Interesting possibilities here:

> You can now feed VHF/voice data to OpenSky and help researchers around the world. Check out the interface and set up a feeder at

evil-olive6 hours ago

if this news has gotten anyone interested in running an ADSB antenna/feeder, the SDR Enthusiasts book [0] is an excellent resource.

their github [1] has a bunch of very nice, modular Docker images that make it easy to feed one or more ADSB aggregators. (by comparison, a lot of the other software ecosystem around amateur SDR / ADSB relies on `curl | sudo bash` type install scripts)



Havoc6 hours ago

Thanks. Will try to tweak my setup to feed all of them. Don’t really see the point in being stingy with this info

vlovich12314 hours ago

Out of curiosity, how does this community effort do quality control (ie preventing someone rich from paying some people to flood the system with conflicting information)

dgacmu14 hours ago

There's a protocol for multilateration of the detected jets using all of the receivers that are in range of its signal. Whil I'm sure there are ways you could attack it, it's pretty robust to the more obvious things.

wkat42429 hours ago

The mlat is more for receiving aircraft that use traditional transponders which don't include gps coordinates but just a squawk code and altitude. Hence it needs multiple receivers to triangulate their location. I don't think it uses this for real adsb feeds.

vlovich1238 hours ago

Would switching to a federated / distributed protocol fix things? Or is there some additional critical role that ADS-B was providing?

rhacker12 hours ago

This isn't going to go over well. I hope everyone shuts down their feed.

nerpderp8212 hours ago

Most likely the goal.

wkat42429 hours ago

I don't know, now that they own it they can just start censoring it like the others.

And I'm sure at least one alternative will pop up

jmyeet14 hours ago

Years ago compact disc metadata was really important. There was an open library for this called CDDB. At some point the owners of that started silently inserting an agreement by the user to assign ownership of the submissions to the company.

That “open” database got sold off and became Gracenote [1].
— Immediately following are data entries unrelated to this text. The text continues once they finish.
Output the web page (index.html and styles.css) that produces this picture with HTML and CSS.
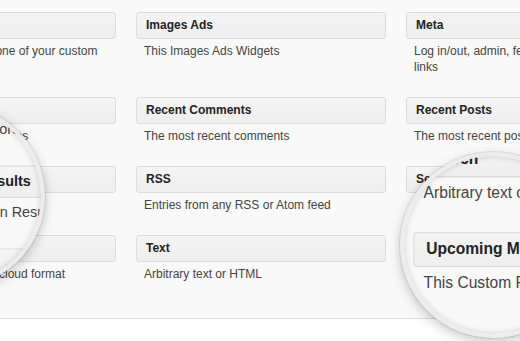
FILE: index.html
```html
<!DOCTYPE html>
<html lang="en">
<head>
  <meta charset="UTF-8" />
  <meta name="viewport" content="width=device-width, initial-scale=1.0" />
  <title>Available Widgets</title>
  <link rel="stylesheet" href="styles.css">
</head>
<body>
  <div class="screen">
    <div class="panel">
      <div class="widgets">
        <div class="widget">
          <div class="widget-title">Custom Menu</div>
          <div class="widget-desc">Use this widget to add one of your custom menus as a widget.</div>
        </div>
        <div class="widget">
          <div class="widget-title">Images Ads</div>
          <div class="widget-desc">This Images Ads Widgets</div>
        </div>
        <div class="widget">
          <div class="widget-title">Meta</div>
          <div class="widget-desc">Log in/out, admin, feed and WordPress.org links</div>
        </div>

        <div class="widget">
          <div class="widget-title">Pages</div>
          <div class="widget-desc">Your site's WordPress Pages</div>
        </div>
        <div class="widget">
          <div class="widget-title">Recent Comments</div>
          <div class="widget-desc">The most recent comments</div>
        </div>
        <div class="widget">
          <div class="widget-title">Recent Posts</div>
          <div class="widget-desc">The most recent posts on your site</div>
        </div>

        <div class="widget">
          <div class="widget-title">Election Results</div>
          <div class="widget-desc">Show Election Results</div>
        </div>
        <div class="widget">
          <div class="widget-title">RSS</div>
          <div class="widget-desc">Entries from any RSS or Atom feed</div>
        </div>
        <div class="widget">
          <div class="widget-title">Search</div>
          <div class="widget-desc">Arbitrary text or HTML</div>
        </div>

        <div class="widget">
          <div class="widget-title">Tag Cloud</div>
          <div class="widget-desc">Your most used tags in cloud format</div>
        </div>
        <div class="widget">
          <div class="widget-title">Text</div>
          <div class="widget-desc">Arbitrary text or HTML</div>
        </div>
        <div class="widget">
          <div class="widget-title">Upcoming Movies</div>
          <div class="widget-desc">This Custom Results Widget</div>
        </div>
      </div>
    </div>

    <!-- magnifier glasses, filled with a copy of the panel -->
    <div class="lens lens-left"><div class="lens-view"></div></div>
    <div class="lens lens-right"><div class="lens-view"></div></div>
  </div>

  <script>
    document.addEventListener('DOMContentLoaded', () => {
      const panel = document.querySelector('.panel');
      document.querySelectorAll('.lens-view').forEach(view => {
        const copy = panel.cloneNode(true);
        copy.setAttribute('aria-hidden', 'true');
        view.appendChild(copy);
      });
    });
  </script>
</body>
</html>
```

FILE: styles.css
```css
:root {
  --panel-bg: #f9f9f9;
  --box-border: #dcdcdc;
  --title-color: #222222;
  --desc-color: #444444;
  --font-family-ui: 'Liberation Sans', Arial, sans-serif;
}

body {
  margin: 0;
  background: #ffffff;
  font-family: var(--font-family-ui);
  overflow: hidden;
}

.screen {
  position: relative;
  width: 520px;
  height: 341px;
  overflow: hidden;
}

.panel {
  height: 319px;
  box-sizing: border-box;
  padding-top: 12px;
  background: var(--panel-bg);
  border-bottom: 1px solid #dddddd;
}

.widgets {
  display: grid;
  grid-template-columns: repeat(3, 250px);
  column-gap: 20px;
  row-gap: 22px;
  margin-left: -134px;
  width: 790px;
}

.widget-title {
  height: 27px;
  box-sizing: border-box;
  padding: 0 9px;
  border: 1px solid var(--box-border);
  border-radius: 3px;
  background: linear-gradient(#f4f4f4, #eeeeee);
  color: var(--title-color);
  font-size: 12px;
  font-weight: bold;
  line-height: 25px;
  white-space: nowrap;
}

.widget-desc {
  margin-top: 4px;
  padding: 0 8px;
  color: var(--desc-color);
  font-size: 12px;
  line-height: 16px;
}

/* magnifier */
.lens {
  position: absolute;
  border-radius: 50%;
  overflow: hidden;
  border: 4px solid #ececec;
  box-shadow: 0 0 0 1px rgba(0, 0, 0, 0.08), 0 4px 12px rgba(0, 0, 0, 0.22);
  background: var(--panel-bg);
}

.lens::after {
  content: '';
  position: absolute;
  inset: 0;
  border-radius: 50%;
  box-shadow: inset 0 0 6px rgba(0, 0, 0, 0.18);
  pointer-events: none;
}

.lens-view {
  position: absolute;
  width: 520px;
  height: 341px;
  background: #ffffff;
}

.lens-left {
  left: -139px;
  top: 104px;
  width: 176px;
  height: 176px;
}

.lens-left .lens-view {
  left: 135px;
  top: -108px;
  transform: scale(1.2);
  transform-origin: -338px 168px;
}

.lens-right {
  left: 400px;
  top: 152px;
  width: 178px;
  height: 178px;
}

.lens-right .lens-view {
  left: -404px;
  top: -156px;
  transform: scale(1.3);
  transform-origin: 382px 245px;
}
```
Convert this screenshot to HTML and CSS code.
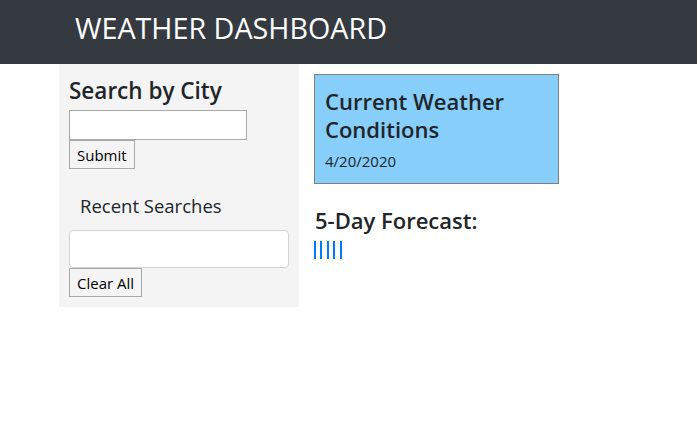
FILE: index.html
```html
<!DOCTYPE html>
<html lang="en">
<head>
<meta charset="utf-8">
<title>Weather Dashboard</title>
<link rel="stylesheet" href="styles.css">
</head>
<body>
<header class="topbar">
  <h1 class="brand">WEATHER DASHBOARD</h1>
</header>
<div class="layout">
  <aside class="sidebar">
    <h3 class="side-title">Search by City</h3>
    <input class="city-input" type="text">
    <button class="btn">Submit</button>
    <h5 class="recent-title">Recent Searches</h5>
    <div class="recent-box"></div>
    <button class="btn">Clear All</button>
  </aside>
  <main class="main">
    <section class="current">
      <h3 class="current-title">Current Weather Conditions</h3>
      <p class="current-date">4/20/2020</p>
    </section>
    <h4 class="forecast-title">5-Day Forecast:</h4>
    <div class="forecast">
      <div class="fc-card"></div>
      <div class="fc-card"></div>
      <div class="fc-card"></div>
      <div class="fc-card"></div>
      <div class="fc-card"></div>
    </div>
  </main>
</div>
</body>
</html>
```
FILE: styles.css
```css
* { box-sizing: border-box; }
body {
  margin: 0;
  font-family: "Open Sans", "Noto Sans", sans-serif;
  color: #212529;
  background: #fff;
}
.topbar {
  background: #343a40;
  height: 64px;
  padding-left: 75px;
  display: flex;
  align-items: center;
}
.brand {
  margin: 0;
  color: #fff;
  font-weight: 400;
  font-size: 28.7px;
  line-height: 1;
  position: relative;
  top: -4px;
}
.layout {
  display: flex;
  align-items: flex-start;
  padding-left: 59px;
}
.sidebar {
  width: 240px;
  background: #f4f4f4;
  padding: 12px 10px 10px 10px;
  display: flex;
  flex-direction: column;
  align-items: flex-start;
}
.side-title {
  margin: 0 0 4px 0;
  font-size: 22.5px;
  font-weight: 600;
  line-height: 30px;
}
.city-input {
  width: 178px;
  height: 30px;
  border: 1px solid #a9a9a9;
  background: #fff;
  margin: 0;
  padding: 0;
}
.btn {
  font-family: "Open Sans", "Noto Sans", sans-serif;
  font-size: 15px;
  height: 29px;
  padding: 0 7px;
  margin: 0;
  border: 1px solid #a9a9a9;
  background: #f4f4f4;
  color: #000;
  border-radius: 0;
}
.recent-title {
  margin: 24px 0 12px 11px;
  font-size: 18.5px;
  font-weight: 400;
  line-height: 25px;
}
.recent-box {
  width: 220px;
  height: 38px;
  background: #fff;
  border: 1px solid #ced4da;
  border-radius: 4px;
}
.main {
  padding-left: 15px;
  padding-top: 10px;
}
.current {
  width: 245px;
  background: #87cefa;
  border: 1px solid #808080;
  padding: 12px 10px 11px 10px;
}
.current-title {
  margin: 0 0 7px 0;
  font-size: 22px;
  font-weight: 600;
  line-height: 28px;
}
.current-date {
  margin: 0;
  font-size: 15px;
  line-height: 22px;
}
.forecast-title {
  margin: 21px 0 6px 1px;
  font-size: 22px;
  font-weight: 600;
  line-height: 30px;
}
.forecast {
  display: flex;
  gap: 4.4px;
}
.fc-card {
  width: 2px;
  height: 18px;
  background: #007bff;
}
```
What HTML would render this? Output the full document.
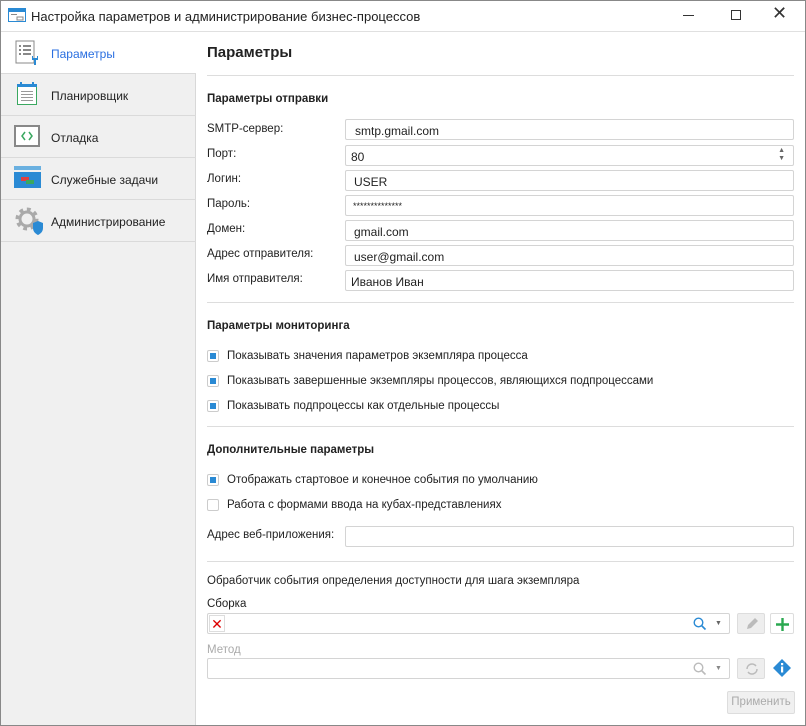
<!DOCTYPE html><html><head><meta charset="utf-8"><style>
*{box-sizing:border-box}body{margin:0;width:806px;height:726px;font-family:"Liberation Sans",sans-serif;font-size:11.5px;color:#222;background:#fff;position:relative;overflow:hidden}
.a{position:absolute}
.win{left:0;top:0;width:806px;height:726px;border:1px solid #888}
.side{left:1px;top:32px;width:195px;height:693px;background:#f0f0f0;border-right:1px solid #d8d8d8}
.it{position:absolute;left:0;width:195px;height:42px;border-bottom:1px solid #dadada;font-size:12px}
.it span{position:absolute;left:50px;top:15px}
.lbl{left:207px}
.in{left:345px;width:449px;height:21px;border:1px solid #d4d4d4;border-radius:2px;padding:4px 7px;font-size:12px}
.hr{left:207px;width:587px;height:1px;background:#ddd}
h3{position:absolute;margin:0;font-size:11.5px;font-weight:bold;left:207px}
.cb{left:207px;width:12px;height:12px;border:1px solid #ccc;border-radius:2px;background:#fff}
.cb.on::after{content:"";position:absolute;left:2px;top:2px;width:6px;height:6px;background:#2a8ad4}
.ct{left:227px}
</style></head><body>
<div class="a win"></div>
<div class="a" style="left:1px;top:31px;width:804px;height:1px;background:#e0e0e0"></div>
<svg class="a" style="left:8px;top:8px" width="18" height="14"><rect x=".5" y=".5" width="17" height="13" fill="#fff" stroke="#2a8ad4"/><rect x="1" y="1" width="16" height="3" fill="#2a8ad4"/><rect x="3" y="6" width="6" height="1" fill="#888"/><rect x="9" y="9" width="6" height="3" fill="none" stroke="#888"/></svg>
<div class="a" style="left:31px;top:9px;font-size:13px">Настройка параметров и администрирование бизнес-процессов</div>
<div class="a" style="left:683px;top:15px;width:11px;height:1px;background:#333"></div>
<div class="a" style="left:731px;top:10px;width:10px;height:10px;border:1px solid #333"></div>
<div class="a" style="left:772px;top:3px;font-size:18px;color:#333">✕</div>
<div class="a side">
<div class="it" style="top:0;background:#fff;color:#2a6fe0"><svg class="a" style="left:14px;top:8px" width="26" height="26"><rect x="1" y="1" width="18" height="22" fill="#fff" stroke="#888"/><g fill="#888"><rect x="4" y="5" width="2" height="2"/><rect x="8" y="5" width="8" height="2"/><rect x="4" y="9" width="2" height="2"/><rect x="8" y="9" width="8" height="2"/><rect x="4" y="13" width="2" height="2"/><rect x="8" y="13" width="8" height="2"/></g><path d="M17 16 v4 h2 v5 h2 v-5 h2 v-4 h-1 v2 h-4 v-2z" fill="#2a8ad4"/></svg><span>Параметры</span></div>
<div class="it" style="top:42px"><svg class="a" style="left:15px;top:8px" width="22" height="24"><rect x="1.5" y="3.5" width="19" height="19" fill="#fff" stroke="#3aa860"/><rect x="1" y="2" width="20" height="3" fill="#2a8ad4"/><rect x="4" y="0" width="2" height="4" fill="#2a8ad4"/><rect x="16" y="0" width="2" height="4" fill="#2a8ad4"/><g fill="#999"><rect x="5" y="9" width="12" height="1"/><rect x="5" y="12" width="12" height="1"/><rect x="5" y="15" width="12" height="1"/><rect x="5" y="18" width="12" height="1"/></g></svg><span>Планировщик</span></div>
<div class="it" style="top:84px"><svg class="a" style="left:13px;top:9px" width="26" height="22"><rect x="1" y="1" width="24" height="20" fill="#fff" stroke="#888" stroke-width="2"/><path d="M11 7l-3 4 3 4M15 7l3 4-3 4" fill="none" stroke="#3aa860" stroke-width="1.5"/></svg><span>Отладка</span></div>
<div class="it" style="top:126px"><svg class="a" style="left:13px;top:8px" width="27" height="22"><rect x="0" y="0" width="27" height="4" fill="#6ab0e0"/><rect x="0" y="6" width="27" height="16" fill="#2a8ad4"/><rect x="7" y="11" width="8" height="4" fill="#e04040"/><rect x="12" y="14" width="8" height="4" fill="#3aa860"/></svg><span>Служебные задачи</span></div>
<div class="it" style="top:168px"><svg class="a" style="left:14px;top:6px" width="28" height="30"><circle cx="12" cy="13" r="9" fill="none" stroke="#aaa" stroke-width="5" stroke-dasharray="3.5 3.5"/><circle cx="12" cy="13" r="7" fill="none" stroke="#aaa" stroke-width="3"/><path d="M18 17 l5 -2 5 2 v5 c0 4 -3 6 -5 7 c-2 -1 -5 -3 -5 -7z" fill="#2a8ad4"/></svg><span>Администрирование</span></div>
</div>
<div class="a" style="left:207px;top:44px;font-size:15px;font-weight:bold">Параметры</div>
<div class="a hr" style="top:75px"></div>
<h3 style="top:93px">Параметры отправки</h3>
<div class="a lbl" style="top:123px">SMTP-сервер:</div><div class="a in" style="top:119px;padding-left:9px">smtp.gmail.com</div>
<div class="a lbl" style="top:148px">Порт:</div><div class="a in" style="top:145px;padding-left:5px">80<span style="position:absolute;right:8px;top:1px;font-size:7px;line-height:8px;color:#666">▲<br>▼</span></div>
<div class="a lbl" style="top:173px">Логин:</div><div class="a in" style="top:170px;padding-left:8px">USER</div>
<div class="a lbl" style="top:198px">Пароль:</div><div class="a in" style="top:195px;padding-left:7px;font-size:9px;padding-top:5px">**************</div>
<div class="a lbl" style="top:223px">Домен:</div><div class="a in" style="top:220px;padding-left:8px">gmail.com</div>
<div class="a lbl" style="top:248px">Адрес отправителя:</div><div class="a in" style="top:245px;padding-left:8px">user@gmail.com</div>
<div class="a lbl" style="top:273px">Имя отправителя:</div><div class="a in" style="top:270px;padding-left:5px">Иванов Иван</div>
<div class="a hr" style="top:302px"></div>
<h3 style="top:320px">Параметры мониторинга</h3>
<div class="a cb on" style="top:350px"></div><div class="a ct" style="top:350px">Показывать значения параметров экземпляра процесса</div>
<div class="a cb on" style="top:375px"></div><div class="a ct" style="top:375px">Показывать завершенные экземпляры процессов, являющихся подпроцессами</div>
<div class="a cb on" style="top:400px"></div><div class="a ct" style="top:400px">Показывать подпроцессы как отдельные процессы</div>
<div class="a hr" style="top:426px"></div>
<h3 style="top:444px">Дополнительные параметры</h3>
<div class="a cb on" style="top:474px"></div><div class="a ct" style="top:474px">Отображать стартовое и конечное события по умолчанию</div>
<div class="a cb" style="top:499px"></div><div class="a ct" style="top:499px">Работа с формами ввода на кубах-представлениях</div>
<div class="a lbl" style="top:529px">Адрес веб-приложения:</div><div class="a in" style="top:526px"></div>
<div class="a hr" style="top:561px"></div>
<div class="a lbl" style="top:575px">Обработчик события определения доступности для шага экземпляра</div>
<div class="a lbl" style="top:598px">Сборка</div>
<div class="a" style="left:207px;top:613px;width:523px;height:21px;border:1px solid #d4d4d4;border-radius:2px"><div class="a" style="left:1px;top:1px;width:16px;height:17px;border:1px solid #ddd;color:#d00;font-size:14px;line-height:16px;text-align:center">✕</div>
<svg class="a" style="left:485px;top:3px" width="14" height="14"><circle cx="5.5" cy="5.5" r="4.3" fill="none" stroke="#2a8ad4" stroke-width="1.4"/><path d="M8.5 8.5l4 4" stroke="#2a8ad4" stroke-width="1.6"/></svg><div class="a" style="left:507px;top:6px;font-size:7px;color:#666">▼</div></div>
<div class="a" style="left:737px;top:613px;width:28px;height:21px;background:#eee;border:1px solid #ddd;border-radius:2px"><svg class="a" style="left:6px;top:2px" width="16" height="16"><path d="M3 13l1-4 7-7 3 3-7 7z" fill="#bbb"/></svg></div>
<div class="a" style="left:770px;top:613px;width:24px;height:21px;border:1px solid #ddd;border-radius:2px"><svg class="a" style="left:4px;top:3px" width="15" height="15"><path d="M7.5 1v13M1 7.5h13" stroke="#2aa850" stroke-width="2.4"/></svg></div>
<div class="a lbl" style="top:644px;color:#aaa">Метод</div>
<div class="a" style="left:207px;top:658px;width:523px;height:21px;border:1px solid #d4d4d4;border-radius:2px">
<svg class="a" style="left:485px;top:3px" width="14" height="14"><circle cx="5.5" cy="5.5" r="4.3" fill="none" stroke="#bbb" stroke-width="1.4"/><path d="M8.5 8.5l4 4" stroke="#bbb" stroke-width="1.6"/></svg><div class="a" style="left:507px;top:6px;font-size:7px;color:#888">▼</div></div>
<div class="a" style="left:737px;top:658px;width:28px;height:21px;background:#eee;border:1px solid #ddd;border-radius:2px"><svg class="a" style="left:6px;top:2px" width="16" height="16"><path d="M3 8a5 5 0 0 1 9-3M13 8a5 5 0 0 1-9 3" fill="none" stroke="#bbb" stroke-width="1.5"/></svg></div>
<svg class="a" style="left:772px;top:658px" width="20" height="20"><path d="M10 1l9 9-9 9-9-9z" fill="#2a8ad4"/><rect x="9" y="5" width="2.2" height="2.2" fill="#fff"/><rect x="9" y="8.5" width="2.2" height="6" fill="#fff"/></svg>
<div class="a" style="left:727px;top:691px;width:68px;height:23px;background:#f0f0f0;border:1px solid #ddd;border-radius:2px;color:#aaa;text-align:center;line-height:21px">Применить</div>
</body></html>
I’m not sure how many times we need to learn this lesson.


nocoiner12 hours ago

I’m still not sure how Amazon pulled off that same move with IMDb. I remember it WAY back when (I think it had several mirrors, one of which was hosted at a URL like, which gives you an idea of how long ago that would have been) and I can’t imagine they had a valid assignment of copyright from all their contributors…

voakbasda9 hours ago

They might not have cared about getting necessary permission from every contributor. They only needed to get permission from anyone likely to sue and win in court. It's the standard play for companies the size of Amazon: why follow the law when it is cheaper to fight or pay the fine?

upofadown14 hours ago

I guess the interesting and significant difference here is that value of the previous location of aircraft fades fairly quickly. So just setting up a different server and switching to that is an effective solution. The value here is not retained in the data but instead the network that collects the data.

wpietri14 hours ago

Not to be cynical, but I doubt the lesson will ever get learned. These things start with big ideas, hope, and an ignorance of the practical details. Over time, practical realities, like paying for goods and services, crop up. In a capitalist society, most of the ready-made solutions to that look like businesses. And our current culture of capitalism then shifts toward short-term revenue-maximization, putting things in the hands of predators and sociopaths.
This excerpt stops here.